# PROBLEM
Copy exactly the lines from the start of the material through the line with "const ROW = 30;". Pictures stay out of the copy.

[START OF DATASET RECORDS]

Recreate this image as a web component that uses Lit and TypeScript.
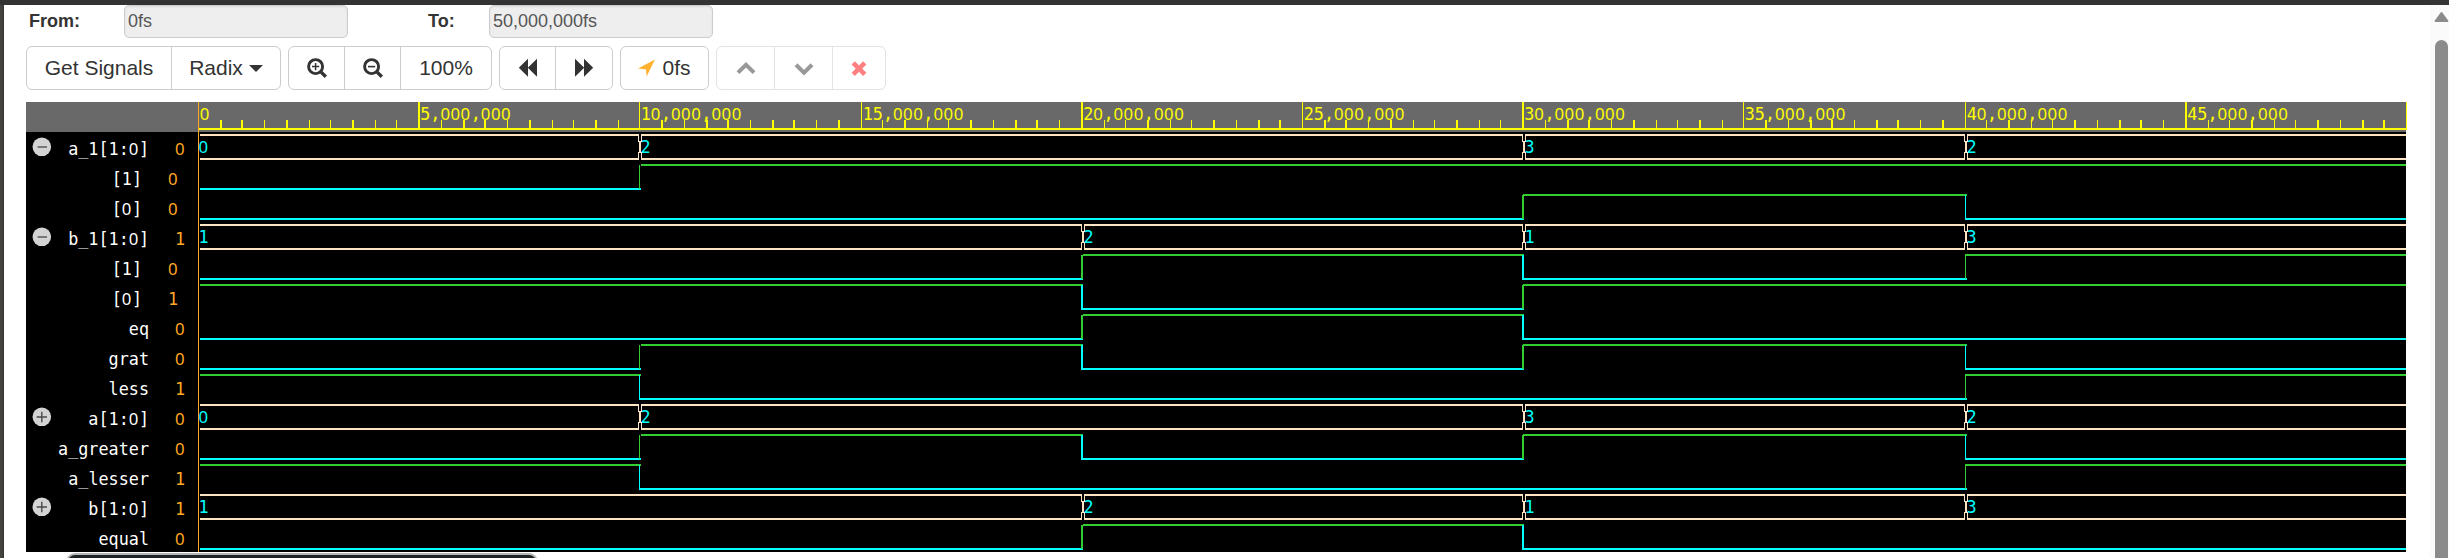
import { LitElement, html, svg, css } from "lit";
import { customElement, property } from "lit/decorators.js";

interface Signal {
  name: string;
  levels: number[];
  kind: "bus" | "bit";
  toggle?: "minus" | "plus";
  nested?: boolean;
}

const SIGNALS: Signal[] = [
  { name: "a_1[1:0]", kind: "bus", toggle: "minus", levels: [0, 2, 2, 3, 2] },
  { name: "[1]", kind: "bit", nested: true, levels: [0, 1, 1, 1, 1] },
  { name: "[0]", kind: "bit", nested: true, levels: [0, 0, 0, 1, 0] },
  { name: "b_1[1:0]", kind: "bus", toggle: "minus", levels: [1, 1, 2, 1, 3] },
  { name: "[1]", kind: "bit", nested: true, levels: [0, 0, 1, 0, 1] },
  { name: "[0]", kind: "bit", nested: true, levels: [1, 1, 0, 1, 1] },
  { name: "eq", kind: "bit", levels: [0, 0, 1, 0, 0] },
  { name: "grat", kind: "bit", levels: [0, 1, 0, 1, 0] },
  { name: "less", kind: "bit", levels: [1, 0, 0, 0, 1] },
  { name: "a[1:0]", kind: "bus", toggle: "plus", levels: [0, 2, 2, 3, 2] },
  { name: "a_greater", kind: "bit", levels: [0, 1, 0, 1, 0] },
  { name: "a_lesser", kind: "bit", levels: [1, 0, 0, 0, 1] },
  { name: "b[1:0]", kind: "bus", toggle: "plus", levels: [1, 1, 2, 1, 3] },
  { name: "equal", kind: "bit", levels: [0, 0, 1, 0, 0] },
];

const WIDTH = 2208;
const HEADER = 30;
const ROW = 30;

/** Horizontal position of the n-th minor tick (500,000fs apart). */
const tickX = (n: number) => 1.5 * Math.round(14.72 * n);
/** Stroke thickness of a one-unit line at x on the 1.5 device grid. */
const tickW = (x: number) => (Number.isInteger(x) ? 1 : 2);

/** Splits text so that zeros can be set in a face whose zero is undotted. */
const zeroParts = (text: string) => text.split(/(0+)/).filter((p) => p !== "");

const monoHtml = (text: string) =>
  zeroParts(text).map((p) => (p[0] === "0" ? html`<span class="zero">${p}</span>` : p));
const monoSvg = (text: string) =>
  zeroParts(text).map((p) =>
    p[0] === "0" ? svg`<tspan class="zero">${p}</tspan>` : svg`<tspan>${p}</tspan>`
  );

const monoStyles = css`
  .mono {
    font-family: "DejaVu Sans Mono", monospace;
    font-size: 16.8px;
    white-space: pre;
  }
  .zero {
    font-family: "Noto Sans", sans-serif;
    letter-spacing: 0.03em;
  }
`;

@customElement("signal-list")
class SignalList extends LitElement {
  static styles = [
    monoStyles,
    css`
      :host {
        display: block;
        width: 172px;
        background: #000;
      }
      .header {
        height: 30px;
        background: #696969;
      }
      .row {
        box-sizing: border-box;
        height: 30px;
        display: grid;
        grid-template-columns: 32px 91px 36px;
        align-items: start;
      }
      .row.nested {
        grid-template-columns: 32px 84px 36px;
      }
      .toggle {
        display: block;
        width: 20px;
        height: 20px;
        margin: 5px 0 0 6px;
      }
      .name,
      .value {
        padding-top: 4px;
        height: 26px;
        line-height: 26px;
        text-align: right;
      }
      .name {
        display: flex;
        justify-content: flex-end;
        color: #fff;
      }
      .value {
        color: #ffa824;
      }
    `,
  ];

  render() {
    return html`
      <div class="header"></div>
      ${SIGNALS.map(
        (s) => html`
          <div class="row ${s.nested ? "nested" : ""}">
            <div>
              ${s.toggle
                ? html`<svg class="toggle" viewBox="0 0 20 20">
                    <circle cx="9.8" cy="9.8" r="9.3" fill="#d3d3d3" />
                    <path
                      d=${s.toggle === "plus" ? "M4.6 10H15M9.8 4.8V15.2" : "M5.6 10H15"}
                      stroke=${s.toggle === "plus" ? "#4a4a4a" : "#777"}
                      stroke-width=${s.toggle === "plus" ? 1.4 : 2}
                      fill="none"
                    />
                  </svg>`
                : ""}
            </div>
            <div class="name mono"><span>${monoHtml(s.name)}</span></div>
            <div class="value mono">${monoHtml(String(s.levels[0]))}</div>
          </div>
        `
      )}
    `;
  }
}

@customElement("wave-view")
class WaveView extends LitElement {
  static styles = [
    monoStyles,
    css`
      :host {
        display: block;
        width: 2209px;
        height: 450px;
      }
      svg {
        display: block;
      }
      .bar {
        fill: #696969;
      }
      .scale {
        fill: #ff0;
      }
      .cursor {
        fill: #ffa824;
      }
      .bus {
        fill: #ffe4c4;
      }
      .hi {
        fill: #32cd32;
      }
      .lo,
      .data {
        fill: #0ff;
      }
    `,
  ];

  private rect(cls: string, x: number, y: number, w: number, h: number) {
    return svg`<rect class=${cls} x=${x} y=${y} width=${w} height=${h} />`;
  }

  private ruler() {
    const out = [];
    for (let n = 1; n <= 100; n++) {
      const x = tickX(n);
      const major = n % 10 === 0;
      const w = n === 100 ? 1 : tickW(x);
      out.push(this.rect("scale", Math.floor(x), major ? 0 : 18, w, major ? 27 : 9));
    }
    for (let n = 0; n < 100; n += 10) {
      const label = (n * 500000).toLocaleString("en-US");
      out.push(svg`<text class="scale mono" x=${tickX(n) + 1.7} y="18">${monoSvg(label)}</text>`);
    }
    return out;
  }

  private changes(levels: number[]) {
    const list: { x: number; level: number }[] = [];
    levels.forEach((level, i) => {
      if (i === 0 || level !== levels[i - 1]) list.push({ x: tickX(i * 20), level });
    });
    return list;
  }

  private bit(s: Signal, top: number) {
    const list = this.changes(s.levels);
    return list.map(({ x, level }, i) => {
      const next = list[i + 1];
      const cls = level ? "hi" : "lo";
      const start = i === 0 ? 2 : Math.floor(x) + (level ? (x < 1000 ? 2 : tickW(x) - 1) : 0);
      const end = next ? Math.floor(next.x) + 2 : WIDTH;
      return svg`
        ${this.rect(cls, start, top + (level ? 2 : 26), end - start, 2)}
        ${i > 0 ? this.rect(cls, Math.floor(x), top + 3, tickW(x), 24) : ""}
      `;
    });
  }

  private bus(s: Signal, top: number) {
    const list = this.changes(s.levels);
    return list.map(({ x, level }, i) => {
      const next = list[i + 1];
      const c = Math.ceil(x);
      const start = i === 0 ? 2 : c + 2;
      const end = next ? Math.ceil(next.x) : WIDTH;
      return svg`
        ${this.rect("bus", start, top + 2, end - start, 2)}
        ${this.rect("bus", start, top + 26, end - start, 2)}
        ${
          i > 0
            ? svg`
          ${this.rect("bus", c - 1, top + 2, 1, 8)}
          ${this.rect("bus", c, top + 9, 1, 12)}
          ${this.rect("bus", c - 1, top + 20, 1, 8)}
          ${this.rect("bus", c + 2, top + 2, 1, 8)}
          ${this.rect("bus", c + 1, top + 9, 1, 12)}
          ${this.rect("bus", c + 2, top + 20, 1, 8)}`
            : ""
        }
        <text class="data mono" x=${i === 0 ? 0.5 : c + 1.4} y=${top + 21}>${monoSvg(String(level))}</text>
      `;
    });
  }

  render() {
    return html`
      <svg width="2209" height="450" viewBox="0 0 2209 450">
        <rect x="0" y="0" width=${WIDTH} height="450" fill="#000" />
        ${this.rect("bar", 0, 0, WIDTH, HEADER)}
        ${this.ruler()}
        ${this.rect("scale", 1, 26, WIDTH, 2)}
        ${SIGNALS.map((s, i) =>
          s.kind === "bus" ? this.bus(s, HEADER + i * ROW) : this.bit(s, HEADER + i * ROW)
        )}
        ${this.rect("cursor", 0, 0, 1, 450)}
      </svg>
    `;
  }
}

const ICONS: Record<string, unknown> = {
  zoomIn: svg`<circle cx="8.6" cy="8.6" r="7" fill="none" stroke="#333" stroke-width="2.9"/><path d="M13.6 13.6L18.8 18.8" stroke="#333" stroke-width="3.4"/><path d="M5 8.6H12.2M8.6 5V12.2" stroke="#333" stroke-width="1.5"/>`,
  zoomOut: svg`<circle cx="8.6" cy="8.6" r="7" fill="none" stroke="#333" stroke-width="2.9"/><path d="M13.6 13.6L18.8 18.8" stroke="#333" stroke-width="3.4"/><path d="M5 8.6H12.2" stroke="#333" stroke-width="1.6"/>`,
  back: svg`<path d="M.8 9.8L10 .8V18.8ZM9.8 9.8L19 .8V18.8Z" fill="#333"/>`,
  forward: svg`<path d="M19.2 9.8L10 .8V18.8ZM10.2 9.8L1 .8V18.8Z" fill="#333"/>`,
  arrow: svg`<path d="M17 1.6L8.6 18.6L8 11.4L0 10.6Z" fill="#ffb230"/>`,
  up: svg`<path d="M2 14.6L10 6.8L18 14.6" fill="none" stroke="#999" stroke-width="4"/>`,
  down: svg`<path d="M2 6.8L10 14.6L18 6.8" fill="none" stroke="#999" stroke-width="4"/>`,
  remove: svg`<path d="M4.2 4.8L15.8 16.4M15.8 4.8L4.2 16.4" fill="none" stroke="#ff8080" stroke-width="4.6"/>`,
};

@customElement("tool-icon")
class ToolIcon extends LitElement {
  @property() name = "";
  static styles = css`
    :host {
      display: block;
      flex: none;
      width: 20px;
      height: 20px;
    }
    svg {
      display: block;
    }
  `;
  render() {
    return html`<svg width="20" height="20" viewBox="0 0 20 20">${ICONS[this.name]}</svg>`;
  }
}

@customElement("app-root")
class AppRoot extends LitElement {
  static styles = css`
    :host {
      display: block;
      position: relative;
      height: 558px;
      overflow: hidden;
      background: #fff;
      color: #333;
      font-family: "Liberation Sans", Arial, sans-serif;
    }
    .top {
      height: 5px;
      background: #333;
    }
    .main {
      display: grid;
      grid-template-columns: 4px 1fr 19px;
      height: 553px;
    }
    .backdrop {
      background: linear-gradient(90deg, #45433f 0 2px, #33322f 4px);
    }
    .content {
      padding-left: 22px;
    }
    .range {
      display: grid;
      grid-template-columns: 98px 224px 80px 61px 224px;
      height: 33px;
      font-size: 18px;
      line-height: 32px;
    }
    .range b {
      padding-left: 3px;
      white-space: nowrap;
    }
    .range .to {
      grid-column: 3 / 5;
      padding-left: 80px;
    }
    .field {
      box-sizing: border-box;
      height: 33px;
      padding-left: 3px;
      border: 1px solid #ccc;
      border-radius: 5px;
      background: #eee;
      color: #555;
      box-shadow: inset 0 1px 2px rgba(0, 0, 0, 0.08);
      line-height: 30px;
    }
    .toolbar {
      display: flex;
      gap: 7px;
      padding-top: 8px;
    }
    .group {
      box-sizing: border-box;
      display: flex;
      height: 44px;
      border: 1px solid #ccc;
      border-radius: 6px;
    }
    .btn {
      box-sizing: border-box;
      display: flex;
      align-items: center;
      justify-content: center;
      font-size: 21px;
      line-height: 42px;
      white-space: nowrap;
    }
    .btn + .btn {
      border-left: 1px solid #ccc;
    }
    .off,
    .off .btn {
      border-color: #e3e3e3;
    }
    .w145 { width: 144px; }
    .w109 { width: 109px; }
    .w55 { width: 55px; }
    .w56 { width: 56px; }
    .w57 { width: 57px; }
    .w58 { width: 58px; }
    .w53 { width: 53px; }
    .w87 { width: 87px; gap: 4px; }
    .w91 { width: 91px; }
    .caret {
      width: 0;
      margin: 0 0 0 6px;
      border: 6px solid transparent;
      border-top: 7px solid #333;
      border-bottom: 0;
      border-left-width: 7px;
      border-right-width: 7px;
    }
    .viewer {
      display: flex;
      margin-top: 12px;
    }
    .scroll {
      display: flex;
      flex-direction: column;
      align-items: center;
      background: #fafafa;
    }
    .scroll svg {
      display: block;
      margin: 6px 0 18px 3px;
    }
    .thumb {
      width: 13px;
      flex: 1;
      margin-left: 5px;
      border-radius: 7px 7px 0 0;
      background: #8b8b8b;
      align-self: flex-start;
    }
    .popup {
      position: absolute;
      left: 66px;
      top: 553px;
      width: 472px;
      height: 40px;
      box-sizing: border-box;
      border: 2px solid #b5b7b5;
      border-radius: 9px;
      background: #202326;
    }
  `;

  render() {
    return html`
      <div class="top"></div>
      <div class="main">
        <div class="backdrop"></div>
        <div class="content">
          <div class="range">
            <b>From:</b>
            <div class="field">0fs</div>
            <b class="to">To:</b>
            <div class="field">50,000,000fs</div>
          </div>
          <div class="toolbar">
            <div class="group">
              <div class="btn w145">Get Signals</div>
              <div class="btn w109">Radix<span class="caret"></span></div>
            </div>
            <div class="group">
              <div class="btn w55"><tool-icon name="zoomIn"></tool-icon></div>
              <div class="btn w56"><tool-icon name="zoomOut"></tool-icon></div>
              <div class="btn w91">100%</div>
            </div>
            <div class="group">
              <div class="btn w55"><tool-icon name="back"></tool-icon></div>
              <div class="btn w57"><tool-icon name="forward"></tool-icon></div>
            </div>
            <div class="group">
              <div class="btn w87"><tool-icon name="arrow"></tool-icon>0fs</div>
            </div>
            <div class="group off">
              <div class="btn w57"><tool-icon name="up"></tool-icon></div>
              <div class="btn w58"><tool-icon name="down"></tool-icon></div>
              <div class="btn w53"><tool-icon name="remove"></tool-icon></div>
            </div>
          </div>
          <div class="viewer">
            <signal-list></signal-list>
            <wave-view></wave-view>
          </div>
        </div>
        <div class="scroll">
          <svg width="15" height="11" viewBox="0 0 15 11">
            <path d="M7.5 2L13.4 10H1.6Z" fill="#8b8b8b" stroke="#8b8b8b" stroke-width="2" stroke-linejoin="round" />
          </svg>
          <div class="thumb"></div>
        </div>
      </div>
      <div class="popup"></div>
    `;
  }
}
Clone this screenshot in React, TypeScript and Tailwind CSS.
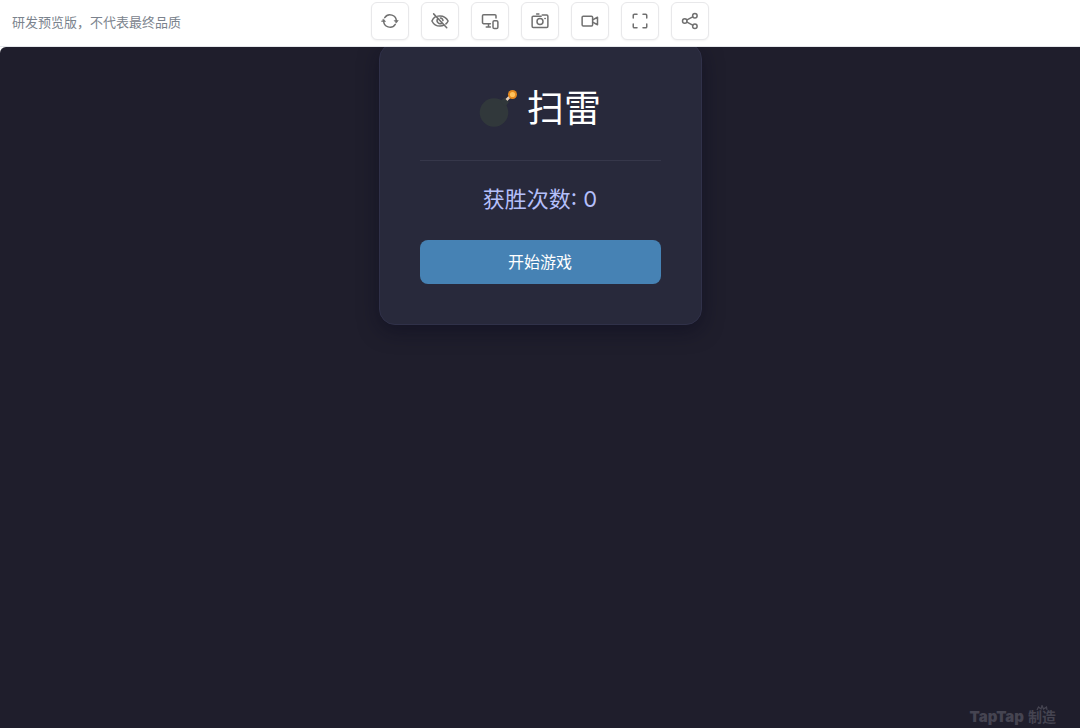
import type { ReactNode } from "react";

type Tool = { label: string; icon: ReactNode };

const tools: Tool[] = [
  {
    label: "刷新",
    icon: (
      <>
        <path d="M5 7.500A8.400 8.400 0 0 1 20.400 12.500M19 16.500A8.400 8.400 0 0 1 3.600 11.500" />
        <path d="M18 11.300h5l-2.500 3.200zM1 12.700h5L3.500 9.500z" fill="currentColor" strokeWidth={0.8} />
      </>
    ),
  },
  {
    label: "隐藏",
    icon: (
      <>
        <path d="M6 6.200C3.800 7.600 2 10 1.200 12c2 4 5.800 6.800 10.800 6.800 2 0 3.800-.4 5.400-1.200M9 5.500c1-.2 2-.3 3-.3 5 0 8.800 2.800 10.800 6.800-.7 1.500-1.600 2.700-2.900 3.900" />
        <path d="M8.800 9.200a4.200 4.200 0 0 0 5.800 5.800M12.500 8a4 4 0 0 1 3.500 3.500M3.500 2.500l17.500 18.500" />
      </>
    ),
  },
  {
    label: "切换设备",
    icon: (
      <>
        <path d="M12.500 15.500h-9A1.500 1.500 0 0 1 2 14V5a1.500 1.500 0 0 1 1.500-1.500h15A1.500 1.500 0 0 1 20 5v3M7 20h5.500M10 15.500V20" />
        <rect x="16" y="11.500" width="6.500" height="10.500" rx="1.800" />
      </>
    ),
  },
  {
    label: "截图",
    icon: (
      <>
        <path d="M7.500 2.500h3" />
        <path d="M3 5.500h10.500M15 4h6A1.500 1.500 0 0 1 22.500 5.500V19a1.500 1.500 0 0 1-1.500 1.500H3A1.500 1.500 0 0 1 1.500 19V7A1.500 1.500 0 0 1 3 5.500" />
        <circle cx="12" cy="12.800" r="4" />
        <path d="M18.500 8.500h.5" />
      </>
    ),
  },
  {
    label: "录像",
    icon: (
      <>
        <rect x="1.500" y="5.500" width="14" height="13" rx="1.500" />
        <path d="m15.500 10.500 6.500-3.500v10l-6.500-3.500" />
      </>
    ),
  },
  {
    label: "全屏",
    icon: (
      <path d="M8 3H4.500A1.500 1.500 0 0 0 3 4.500V8M16 3h3.500A1.500 1.500 0 0 1 21 4.500V8M8 21H4.500A1.500 1.500 0 0 1 3 19.500V16M16 21h3.500a1.500 1.500 0 0 0 1.500-1.500V16" />
    ),
  },
  {
    label: "分享",
    icon: (
      <>
        <circle cx="5" cy="12" r="3" />
        <circle cx="18.500" cy="5" r="3" />
        <circle cx="18.500" cy="19" r="3" />
        <path d="m8 10.500 7.600-4M8 13.500l7.600 4" />
      </>
    ),
  },
];

function Toolbar() {
  return (
    <header className="grid h-[47px] shrink-0 grid-cols-[1fr_auto_1fr] items-start border-b border-gray-200 bg-white px-3">
      <p className="pt-[11px] text-[13px] leading-[22px] text-[#7b838d]">研发预览版，不代表最终品质</p>
      <div className="flex gap-3 pt-[2px]">
        {tools.map((tool) => (
          <button
            key={tool.label}
            type="button"
            aria-label={tool.label}
            className="flex size-[38px] items-center justify-center rounded-md border border-[#e8e8ea] bg-white text-[#707070] shadow-xs"
          >
            <svg viewBox="0 0 24 24" className="size-[18px]" fill="none" stroke="currentColor" strokeWidth={2} strokeLinecap="round" strokeLinejoin="round">
              {tool.icon}
            </svg>
          </button>
        ))}
      </div>
    </header>
  );
}

function Bomb() {
  return (
    <svg viewBox="0 0 40 40" className="size-10" aria-hidden="true">
      <circle cx="15" cy="23.500" r="14.300" fill="#31383b" />
      <path d="m21 12 5-3.500 4 4.500-4 5z" fill="#31383b" />
      <path d="m27.500 11 3-3" stroke="#e2cdb9" strokeWidth="2.600" />
      <circle cx="33.500" cy="5.500" r="4.500" fill="#e58a1f" />
      <circle cx="33.500" cy="5.500" r="2.600" fill="#ffc25c" />
    </svg>
  );
}

export default function App() {
  return (
    <div className="flex min-h-screen flex-col bg-white font-['Inter','Noto_Sans_CJK_SC',sans-serif]">
      <Toolbar />
      <main className="relative flex flex-1 flex-col items-center overflow-hidden rounded-tl-md bg-[#1f1e2c]">
        <section className="-mt-1 w-full max-w-[323px] rounded-2xl border border-[#303149] bg-[#28293b] p-10 shadow-[0_6px_20px_rgba(10,10,30,0.5)]">
          <h1 className="flex items-center justify-center gap-2 border-b border-[#36374a] pt-[2px] pb-7 text-[37px] leading-[46px] text-white">
            <Bomb />
            扫雷
          </h1>
          <p className="pt-[22px] pb-6 text-center text-[22px] leading-[33px] text-[#b4bffa]">获胜次数: 0</p>
          <button type="button" className="h-11 w-full rounded-lg bg-[#4682b4] text-base text-white">
            开始游戏
          </button>
        </section>
        <footer className="absolute right-6 bottom-0 flex items-center gap-1 text-[14px] leading-[22px] font-bold text-[#454451]">
          <span className="text-[15px] font-black">TapTap</span>
          <span className="relative">
            制造
            <svg viewBox="0 0 12 6" className="absolute -top-px right-2 h-1.5 w-3" fill="none" stroke="currentColor" strokeWidth="1.200" aria-hidden="true">
              <path d="M1 5 2.500 2 5 4 6 .5 7.500 4l3-2L11 5" />
            </svg>
          </span>
        </footer>
      </main>
    </div>
  );
}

[END OF DATASET RECORDS]

# TASK SOLUTION
Recreate this image as a web component that uses Lit and TypeScript.
import { LitElement, html, svg, css } from "lit";
import { customElement, property } from "lit/decorators.js";

interface Signal {
  name: string;
  levels: number[];
  kind: "bus" | "bit";
  toggle?: "minus" | "plus";
  nested?: boolean;
}

const SIGNALS: Signal[] = [
  { name: "a_1[1:0]", kind: "bus", toggle: "minus", levels: [0, 2, 2, 3, 2] },
  { name: "[1]", kind: "bit", nested: true, levels: [0, 1, 1, 1, 1] },
  { name: "[0]", kind: "bit", nested: true, levels: [0, 0, 0, 1, 0] },
  { name: "b_1[1:0]", kind: "bus", toggle: "minus", levels: [1, 1, 2, 1, 3] },
  { name: "[1]", kind: "bit", nested: true, levels: [0, 0, 1, 0, 1] },
  { name: "[0]", kind: "bit", nested: true, levels: [1, 1, 0, 1, 1] },
  { name: "eq", kind: "bit", levels: [0, 0, 1, 0, 0] },
  { name: "grat", kind: "bit", levels: [0, 1, 0, 1, 0] },
  { name: "less", kind: "bit", levels: [1, 0, 0, 0, 1] },
  { name: "a[1:0]", kind: "bus", toggle: "plus", levels: [0, 2, 2, 3, 2] },
  { name: "a_greater", kind: "bit", levels: [0, 1, 0, 1, 0] },
  { name: "a_lesser", kind: "bit", levels: [1, 0, 0, 0, 1] },
  { name: "b[1:0]", kind: "bus", toggle: "plus", levels: [1, 1, 2, 1, 3] },
  { name: "equal", kind: "bit", levels: [0, 0, 1, 0, 0] },
];

const WIDTH = 2208;
const HEADER = 30;
const ROW = 30;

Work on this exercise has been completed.